** begin **

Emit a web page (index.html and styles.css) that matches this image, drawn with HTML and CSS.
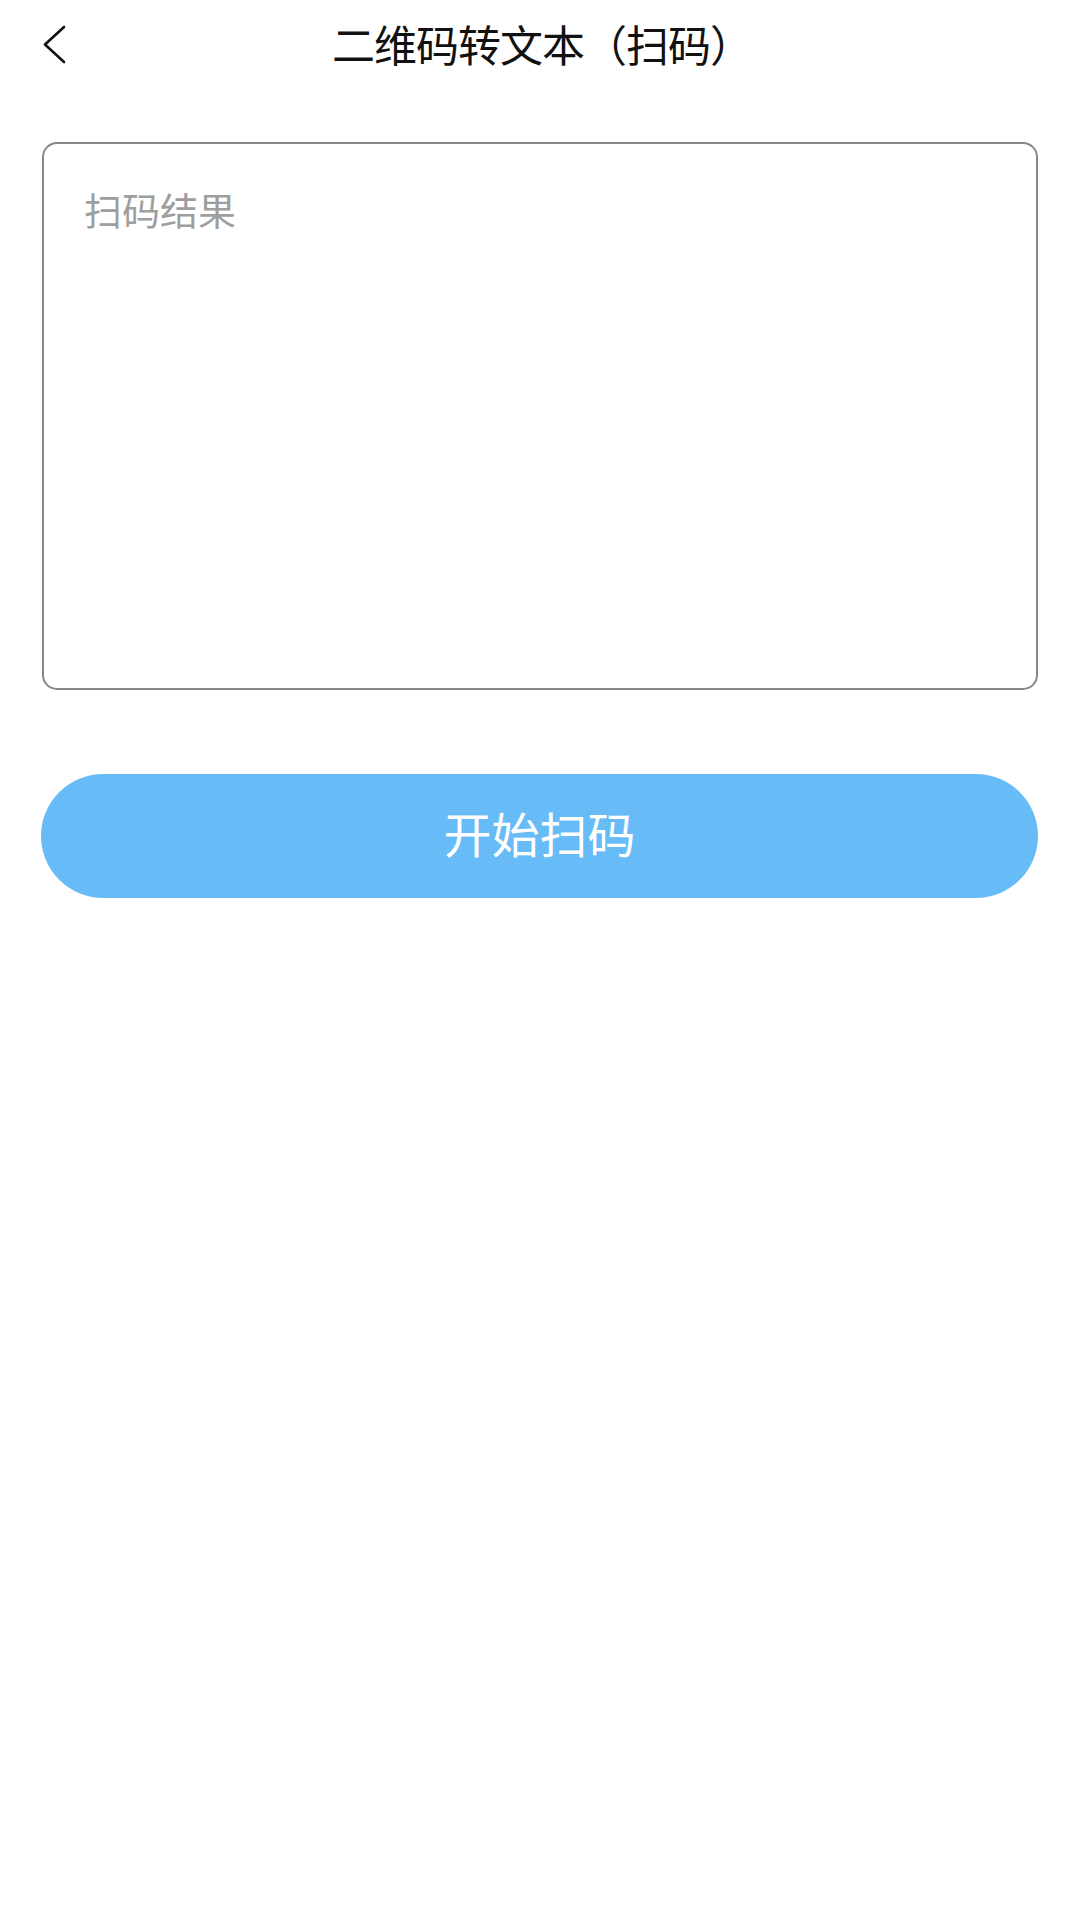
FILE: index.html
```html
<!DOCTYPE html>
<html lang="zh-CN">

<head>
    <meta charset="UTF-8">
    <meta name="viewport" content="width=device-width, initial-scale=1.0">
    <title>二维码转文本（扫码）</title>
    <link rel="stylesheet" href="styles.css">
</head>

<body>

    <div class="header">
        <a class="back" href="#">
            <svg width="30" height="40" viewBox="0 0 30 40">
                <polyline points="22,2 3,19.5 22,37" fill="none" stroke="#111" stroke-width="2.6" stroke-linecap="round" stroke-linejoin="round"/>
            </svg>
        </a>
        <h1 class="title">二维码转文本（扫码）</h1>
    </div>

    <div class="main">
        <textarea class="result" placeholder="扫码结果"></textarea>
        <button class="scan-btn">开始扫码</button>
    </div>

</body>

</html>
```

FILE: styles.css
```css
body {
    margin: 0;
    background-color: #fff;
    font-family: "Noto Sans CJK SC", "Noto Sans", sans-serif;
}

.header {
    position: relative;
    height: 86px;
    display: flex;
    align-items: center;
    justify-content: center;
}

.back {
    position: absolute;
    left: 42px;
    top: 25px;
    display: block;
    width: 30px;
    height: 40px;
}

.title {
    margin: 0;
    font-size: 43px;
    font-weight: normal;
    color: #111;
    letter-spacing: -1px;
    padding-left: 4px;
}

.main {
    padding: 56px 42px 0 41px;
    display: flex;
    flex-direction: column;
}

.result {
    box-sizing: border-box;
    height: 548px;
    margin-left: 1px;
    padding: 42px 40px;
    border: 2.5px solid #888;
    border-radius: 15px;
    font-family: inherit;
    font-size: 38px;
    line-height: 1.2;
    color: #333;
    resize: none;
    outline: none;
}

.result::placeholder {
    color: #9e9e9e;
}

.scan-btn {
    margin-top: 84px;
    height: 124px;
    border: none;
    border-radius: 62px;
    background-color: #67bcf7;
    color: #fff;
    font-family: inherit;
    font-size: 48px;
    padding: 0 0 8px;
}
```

** end **

*GOAL*
Repeat the data exactly, dropping every picture it holds.

*RESPONSE TO THIS TASK*
Emit a web page (index.html and styles.css) that matches this image, drawn with HTML and CSS.
FILE: index.html
```html
<!DOCTYPE html>
<html lang="zh-CN">

<head>
    <meta charset="UTF-8">
    <meta name="viewport" content="width=device-width, initial-scale=1.0">
    <title>二维码转文本（扫码）</title>
    <link rel="stylesheet" href="styles.css">
</head>

<body>

    <div class="header">
        <a class="back" href="#">
            <svg width="30" height="40" viewBox="0 0 30 40">
                <polyline points="22,2 3,19.5 22,37" fill="none" stroke="#111" stroke-width="2.6" stroke-linecap="round" stroke-linejoin="round"/>
            </svg>
        </a>
        <h1 class="title">二维码转文本（扫码）</h1>
    </div>

    <div class="main">
        <textarea class="result" placeholder="扫码结果"></textarea>
        <button class="scan-btn">开始扫码</button>
    </div>

</body>

</html>
```

FILE: styles.css
```css
body {
    margin: 0;
    background-color: #fff;
    font-family: "Noto Sans CJK SC", "Noto Sans", sans-serif;
}

.header {
    position: relative;
    height: 86px;
    display: flex;
    align-items: center;
    justify-content: center;
}

.back {
    position: absolute;
    left: 42px;
    top: 25px;
    display: block;
    width: 30px;
    height: 40px;
}

.title {
    margin: 0;
    font-size: 43px;
    font-weight: normal;
    color: #111;
    letter-spacing: -1px;
    padding-left: 4px;
}

.main {
    padding: 56px 42px 0 41px;
    display: flex;
    flex-direction: column;
}

.result {
    box-sizing: border-box;
    height: 548px;
    margin-left: 1px;
    padding: 42px 40px;
    border: 2.5px solid #888;
    border-radius: 15px;
    font-family: inherit;
    font-size: 38px;
    line-height: 1.2;
    color: #333;
    resize: none;
    outline: none;
}

.result::placeholder {
    color: #9e9e9e;
}

.scan-btn {
    margin-top: 84px;
    height: 124px;
    border: none;
    border-radius: 62px;
    background-color: #67bcf7;
    color: #fff;
    font-family: inherit;
    font-size: 48px;
    padding: 0 0 8px;
}
```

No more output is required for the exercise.